The Company continued to suspend payments of cash dividends on its preferred stock during 2010, 2011, 2012 and the first six months of 2013 until further action by the Board of Directors.  During the period that the Company does not declare and pay cash dividends on its preferred stock, it may not declare and pay cash dividends on its common stock.

During 2010, 2011, 2012 and the first six months of 2013, the Company also continued to exercise its right to defer interest payments on its trust preferred securities for 20 consecutive quarters or until such earlier time as is determined by further action of the Board of Directors.  During the deferral period, the Company may not declare or pay any dividends on its common stock or preferred stock or make any payment on any outstanding debt obligations that rank equally with or junior to the trust preferred securities.

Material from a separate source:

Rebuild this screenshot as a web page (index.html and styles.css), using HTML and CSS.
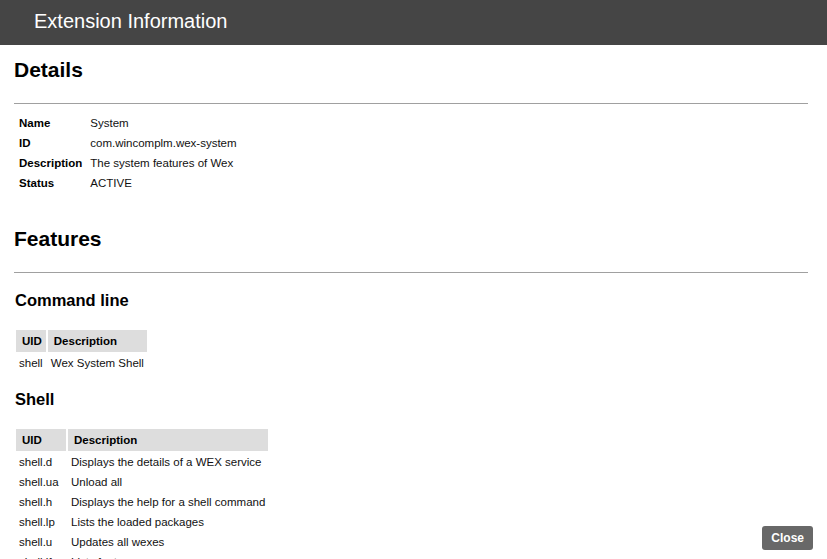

In June 2011, the Company closed its shareholder rights and public offerings and conversion of our 2% Subordinated Note due 2018, resulting in the issuance of 9,404,202 shares of common stock and net proceeds of $20.4 million.  The Company contributed $10.0 million of the proceeds to the Bank in 2011 and retained the remaining $10.3 million at the holding company level. The Company’s cash balance at June 30, 2013 was $9.4 million.  The Company believes it has sufficient liquidity to meet its cash flow requirements.

CRITICAL ACCOUNTING POLICIES AND ESTIMATES:

To prepare financial statements in conformity with accounting principles generally accepted in the United States of America, management makes estimates and assumptions based on available information.  These estimates and assumptions affect the amounts reported in the financial statements and future results could differ.  The allowance for loan losses, other real estate owned valuation, loss contingencies and income taxes are deemed critical due to the required level of management judgment and the use of estimates, making them particularly subject to change.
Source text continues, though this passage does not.